→ PROBLEM DETAILS
Keep the pictures out of the copy and repeat the records exactly.

Records from a collection:
►
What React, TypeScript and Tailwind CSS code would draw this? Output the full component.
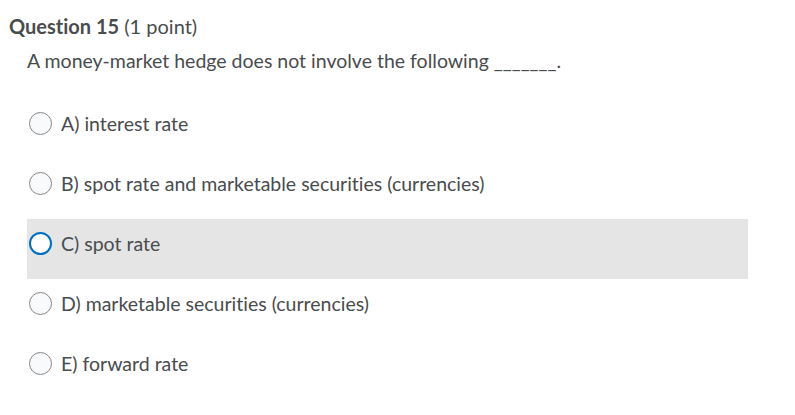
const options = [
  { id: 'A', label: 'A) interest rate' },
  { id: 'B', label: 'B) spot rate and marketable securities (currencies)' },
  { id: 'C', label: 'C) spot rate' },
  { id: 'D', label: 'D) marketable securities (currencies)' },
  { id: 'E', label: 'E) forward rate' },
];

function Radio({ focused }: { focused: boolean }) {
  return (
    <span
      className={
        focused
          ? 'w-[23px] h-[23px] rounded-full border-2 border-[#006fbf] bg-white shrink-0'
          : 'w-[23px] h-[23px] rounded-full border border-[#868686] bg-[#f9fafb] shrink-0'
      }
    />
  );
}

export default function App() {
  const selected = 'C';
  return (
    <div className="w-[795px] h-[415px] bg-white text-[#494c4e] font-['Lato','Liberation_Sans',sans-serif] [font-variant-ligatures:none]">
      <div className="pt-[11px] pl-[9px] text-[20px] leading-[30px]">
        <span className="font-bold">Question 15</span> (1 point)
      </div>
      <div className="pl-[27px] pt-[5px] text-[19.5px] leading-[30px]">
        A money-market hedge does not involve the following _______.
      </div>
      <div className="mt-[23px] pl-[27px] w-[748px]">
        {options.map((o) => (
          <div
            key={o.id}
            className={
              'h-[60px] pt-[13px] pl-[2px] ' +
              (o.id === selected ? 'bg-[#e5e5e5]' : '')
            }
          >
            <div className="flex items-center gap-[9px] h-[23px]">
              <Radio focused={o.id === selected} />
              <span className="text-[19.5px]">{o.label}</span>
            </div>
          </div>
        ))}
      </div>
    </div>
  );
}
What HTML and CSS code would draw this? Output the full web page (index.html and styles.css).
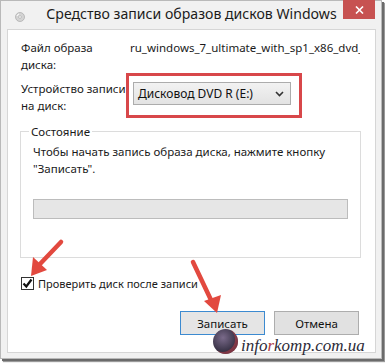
◄
→ EXERCISE OUTPUT
What React, TypeScript and Tailwind CSS code would draw this? Output the full component.
const options = [
  { id: 'A', label: 'A) interest rate' },
  { id: 'B', label: 'B) spot rate and marketable securities (currencies)' },
  { id: 'C', label: 'C) spot rate' },
  { id: 'D', label: 'D) marketable securities (currencies)' },
  { id: 'E', label: 'E) forward rate' },
];

function Radio({ focused }: { focused: boolean }) {
  return (
    <span
      className={
        focused
          ? 'w-[23px] h-[23px] rounded-full border-2 border-[#006fbf] bg-white shrink-0'
          : 'w-[23px] h-[23px] rounded-full border border-[#868686] bg-[#f9fafb] shrink-0'
      }
    />
  );
}

export default function App() {
  const selected = 'C';
  return (
    <div className="w-[795px] h-[415px] bg-white text-[#494c4e] font-['Lato','Liberation_Sans',sans-serif] [font-variant-ligatures:none]">
      <div className="pt-[11px] pl-[9px] text-[20px] leading-[30px]">
        <span className="font-bold">Question 15</span> (1 point)
      </div>
      <div className="pl-[27px] pt-[5px] text-[19.5px] leading-[30px]">
        A money-market hedge does not involve the following _______.
      </div>
      <div className="mt-[23px] pl-[27px] w-[748px]">
        {options.map((o) => (
          <div
            key={o.id}
            className={
              'h-[60px] pt-[13px] pl-[2px] ' +
              (o.id === selected ? 'bg-[#e5e5e5]' : '')
            }
          >
            <div className="flex items-center gap-[9px] h-[23px]">
              <Radio focused={o.id === selected} />
              <span className="text-[19.5px]">{o.label}</span>
            </div>
          </div>
        ))}
      </div>
    </div>
  );
}
What HTML and CSS code would draw this? Output the full web page (index.html and styles.css).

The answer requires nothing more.